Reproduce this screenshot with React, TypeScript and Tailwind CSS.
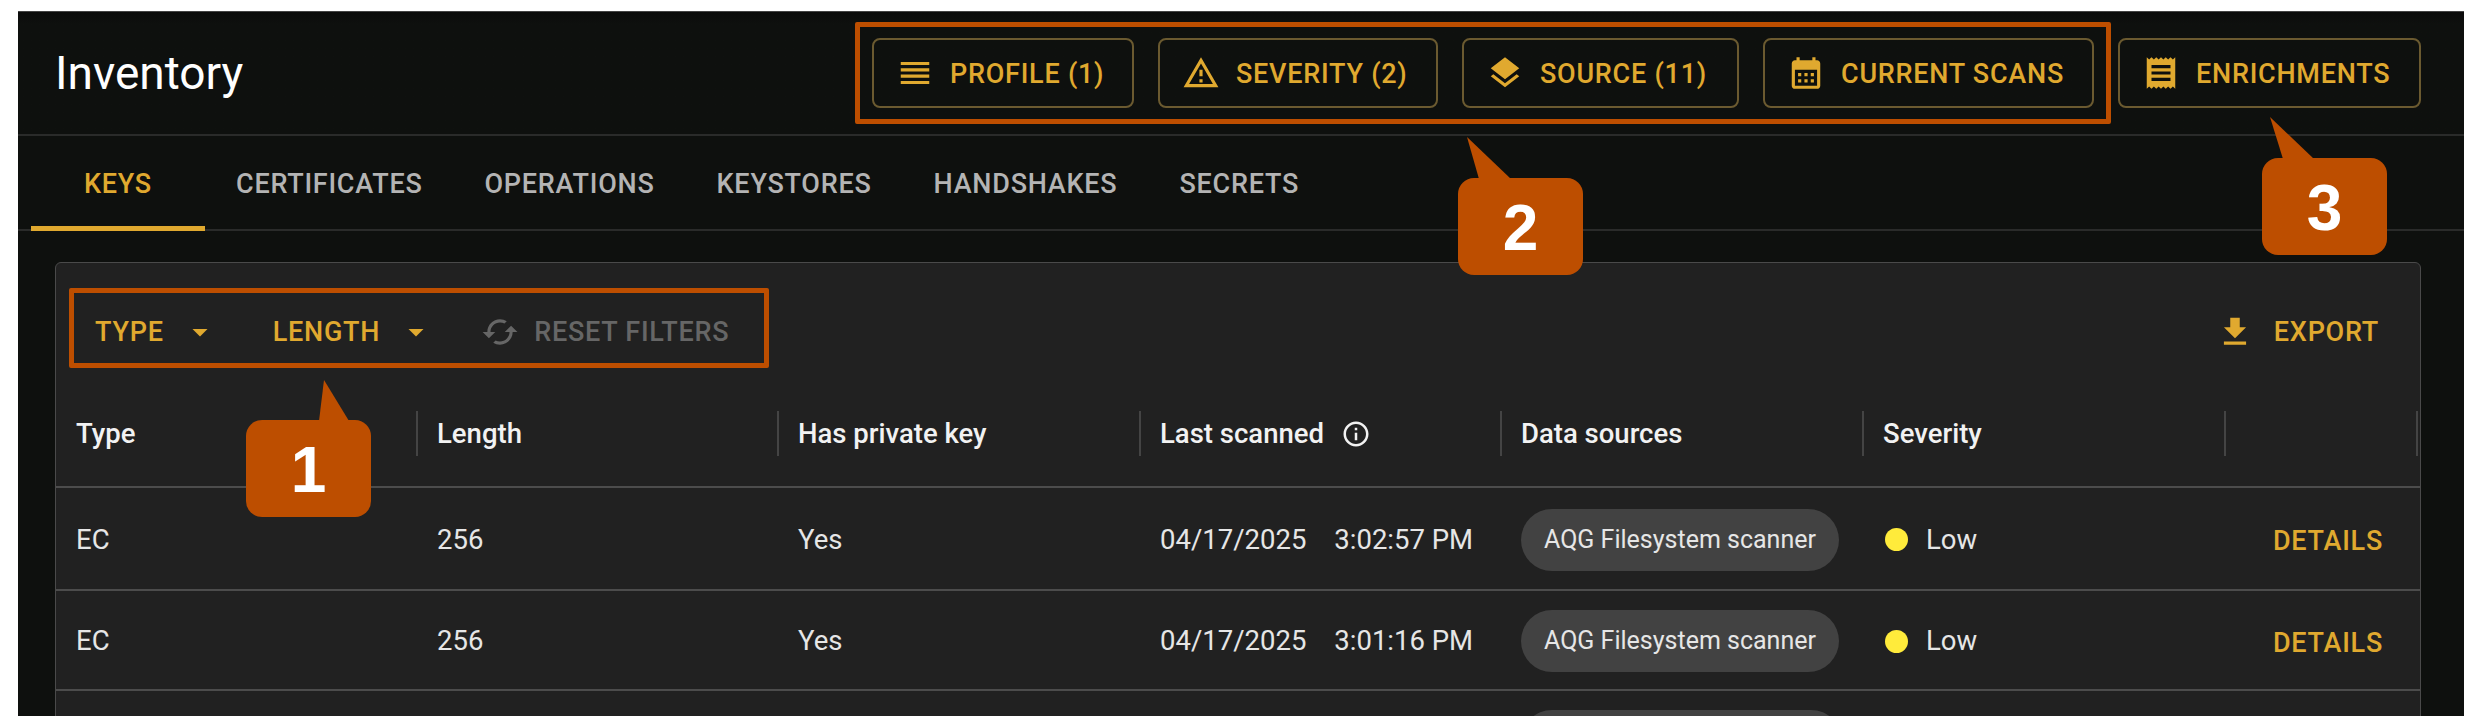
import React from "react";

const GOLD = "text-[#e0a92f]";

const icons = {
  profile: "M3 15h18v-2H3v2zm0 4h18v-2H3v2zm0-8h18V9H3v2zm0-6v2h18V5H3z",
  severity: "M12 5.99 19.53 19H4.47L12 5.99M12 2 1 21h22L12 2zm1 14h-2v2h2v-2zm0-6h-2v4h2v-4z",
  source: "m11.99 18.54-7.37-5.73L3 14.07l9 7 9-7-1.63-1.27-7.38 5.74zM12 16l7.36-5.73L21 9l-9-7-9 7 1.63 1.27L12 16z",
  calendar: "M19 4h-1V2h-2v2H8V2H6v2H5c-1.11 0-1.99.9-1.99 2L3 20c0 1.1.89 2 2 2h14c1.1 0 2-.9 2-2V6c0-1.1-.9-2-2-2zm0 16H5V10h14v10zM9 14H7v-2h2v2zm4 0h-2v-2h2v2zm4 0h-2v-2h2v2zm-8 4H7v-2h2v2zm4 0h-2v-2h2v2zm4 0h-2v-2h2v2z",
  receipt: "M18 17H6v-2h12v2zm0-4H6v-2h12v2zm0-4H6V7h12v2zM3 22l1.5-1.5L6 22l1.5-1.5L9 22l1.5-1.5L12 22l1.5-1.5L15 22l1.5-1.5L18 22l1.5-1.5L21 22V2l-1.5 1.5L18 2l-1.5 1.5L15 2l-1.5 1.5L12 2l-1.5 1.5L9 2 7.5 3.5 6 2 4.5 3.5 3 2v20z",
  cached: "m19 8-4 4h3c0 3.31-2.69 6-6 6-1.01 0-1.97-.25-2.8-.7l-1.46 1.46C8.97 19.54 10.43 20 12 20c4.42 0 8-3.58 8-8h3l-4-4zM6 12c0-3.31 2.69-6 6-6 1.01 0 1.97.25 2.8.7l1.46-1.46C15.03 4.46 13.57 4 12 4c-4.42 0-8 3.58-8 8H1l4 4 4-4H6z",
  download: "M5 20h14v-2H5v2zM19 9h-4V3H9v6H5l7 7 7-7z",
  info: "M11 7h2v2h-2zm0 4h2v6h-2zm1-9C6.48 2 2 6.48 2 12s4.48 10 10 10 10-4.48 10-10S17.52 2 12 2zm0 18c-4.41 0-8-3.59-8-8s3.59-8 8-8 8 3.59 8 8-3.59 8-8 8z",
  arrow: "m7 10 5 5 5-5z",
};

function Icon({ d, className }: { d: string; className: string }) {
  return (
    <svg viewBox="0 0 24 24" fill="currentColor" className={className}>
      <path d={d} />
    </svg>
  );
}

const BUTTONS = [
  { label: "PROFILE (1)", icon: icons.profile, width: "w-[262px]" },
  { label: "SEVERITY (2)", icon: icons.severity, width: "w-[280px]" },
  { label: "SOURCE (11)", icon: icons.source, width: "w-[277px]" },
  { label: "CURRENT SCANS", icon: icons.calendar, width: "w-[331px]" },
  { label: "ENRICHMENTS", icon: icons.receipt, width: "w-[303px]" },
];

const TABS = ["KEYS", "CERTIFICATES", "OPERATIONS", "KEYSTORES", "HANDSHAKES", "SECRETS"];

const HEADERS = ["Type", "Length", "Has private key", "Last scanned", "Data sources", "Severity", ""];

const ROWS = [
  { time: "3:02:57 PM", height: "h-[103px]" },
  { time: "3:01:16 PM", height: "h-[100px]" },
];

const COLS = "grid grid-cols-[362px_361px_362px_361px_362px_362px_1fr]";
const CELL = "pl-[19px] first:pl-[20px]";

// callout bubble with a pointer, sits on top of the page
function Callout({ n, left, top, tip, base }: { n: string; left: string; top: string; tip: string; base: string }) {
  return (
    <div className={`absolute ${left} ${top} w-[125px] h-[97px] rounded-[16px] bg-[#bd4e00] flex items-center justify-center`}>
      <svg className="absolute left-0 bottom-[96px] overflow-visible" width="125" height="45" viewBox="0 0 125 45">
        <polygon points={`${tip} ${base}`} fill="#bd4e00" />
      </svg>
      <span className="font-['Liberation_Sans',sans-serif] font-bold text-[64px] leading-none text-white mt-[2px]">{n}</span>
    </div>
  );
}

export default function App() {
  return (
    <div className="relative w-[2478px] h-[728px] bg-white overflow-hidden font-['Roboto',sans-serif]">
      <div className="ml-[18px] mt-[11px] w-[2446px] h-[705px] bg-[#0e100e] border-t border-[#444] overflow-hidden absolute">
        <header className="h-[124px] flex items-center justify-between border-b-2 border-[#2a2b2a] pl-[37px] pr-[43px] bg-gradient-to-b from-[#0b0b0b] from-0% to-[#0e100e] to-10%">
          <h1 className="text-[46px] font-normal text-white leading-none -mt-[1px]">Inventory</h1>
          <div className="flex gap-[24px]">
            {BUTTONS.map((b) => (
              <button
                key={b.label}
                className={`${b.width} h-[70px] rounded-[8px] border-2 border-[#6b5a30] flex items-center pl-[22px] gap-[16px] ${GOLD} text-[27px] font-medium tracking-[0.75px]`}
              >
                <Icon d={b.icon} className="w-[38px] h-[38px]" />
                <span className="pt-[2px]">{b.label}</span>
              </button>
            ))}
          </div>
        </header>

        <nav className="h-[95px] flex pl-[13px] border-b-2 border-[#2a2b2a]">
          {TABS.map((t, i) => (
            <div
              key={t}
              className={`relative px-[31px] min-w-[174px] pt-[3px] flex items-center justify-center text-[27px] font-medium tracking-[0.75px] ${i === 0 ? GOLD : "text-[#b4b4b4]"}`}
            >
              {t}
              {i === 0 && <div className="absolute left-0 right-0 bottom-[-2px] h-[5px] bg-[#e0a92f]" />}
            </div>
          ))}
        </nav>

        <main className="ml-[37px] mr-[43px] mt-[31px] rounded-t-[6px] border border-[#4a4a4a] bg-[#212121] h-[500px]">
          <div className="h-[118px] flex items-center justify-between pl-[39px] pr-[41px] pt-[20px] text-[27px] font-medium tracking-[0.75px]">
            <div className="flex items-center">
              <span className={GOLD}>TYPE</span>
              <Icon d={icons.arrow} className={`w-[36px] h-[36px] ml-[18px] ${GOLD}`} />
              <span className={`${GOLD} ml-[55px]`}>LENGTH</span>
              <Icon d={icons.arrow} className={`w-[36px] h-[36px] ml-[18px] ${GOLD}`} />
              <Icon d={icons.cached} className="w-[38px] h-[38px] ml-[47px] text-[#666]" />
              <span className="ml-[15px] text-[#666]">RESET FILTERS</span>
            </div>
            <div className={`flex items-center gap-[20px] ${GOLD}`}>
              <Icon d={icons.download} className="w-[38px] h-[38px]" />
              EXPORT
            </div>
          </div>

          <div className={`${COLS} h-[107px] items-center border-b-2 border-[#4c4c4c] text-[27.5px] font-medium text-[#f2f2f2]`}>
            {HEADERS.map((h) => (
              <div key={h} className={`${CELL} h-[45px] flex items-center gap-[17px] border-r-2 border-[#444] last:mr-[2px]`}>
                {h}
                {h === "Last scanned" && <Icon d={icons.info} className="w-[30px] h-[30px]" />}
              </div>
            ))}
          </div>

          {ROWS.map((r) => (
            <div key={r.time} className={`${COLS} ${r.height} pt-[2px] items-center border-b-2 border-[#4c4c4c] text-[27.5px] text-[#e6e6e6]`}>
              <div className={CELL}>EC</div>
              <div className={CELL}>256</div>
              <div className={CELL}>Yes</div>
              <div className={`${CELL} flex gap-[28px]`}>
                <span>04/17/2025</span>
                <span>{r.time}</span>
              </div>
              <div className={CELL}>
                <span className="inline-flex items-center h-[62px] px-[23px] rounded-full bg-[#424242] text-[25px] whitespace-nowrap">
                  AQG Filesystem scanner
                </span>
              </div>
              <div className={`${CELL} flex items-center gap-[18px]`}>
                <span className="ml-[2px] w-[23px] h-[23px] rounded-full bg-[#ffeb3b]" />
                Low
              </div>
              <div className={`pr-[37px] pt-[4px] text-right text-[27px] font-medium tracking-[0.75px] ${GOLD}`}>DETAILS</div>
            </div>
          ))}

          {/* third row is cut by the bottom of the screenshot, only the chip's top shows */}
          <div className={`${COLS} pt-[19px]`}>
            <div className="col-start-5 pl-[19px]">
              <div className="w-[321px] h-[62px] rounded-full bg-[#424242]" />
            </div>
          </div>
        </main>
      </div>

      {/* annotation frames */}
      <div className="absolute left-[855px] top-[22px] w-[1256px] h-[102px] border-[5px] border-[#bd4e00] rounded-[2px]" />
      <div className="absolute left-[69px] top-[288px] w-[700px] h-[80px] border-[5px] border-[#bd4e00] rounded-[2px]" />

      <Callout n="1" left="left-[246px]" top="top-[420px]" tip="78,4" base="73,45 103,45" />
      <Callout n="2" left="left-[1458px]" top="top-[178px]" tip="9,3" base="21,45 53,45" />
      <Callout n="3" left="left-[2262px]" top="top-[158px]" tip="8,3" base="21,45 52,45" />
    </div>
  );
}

What the task asks -> Locate each line with the word "React" and copy it.

The solution ->
Reproduce this screenshot with React, TypeScript and Tailwind CSS.
import React from "react";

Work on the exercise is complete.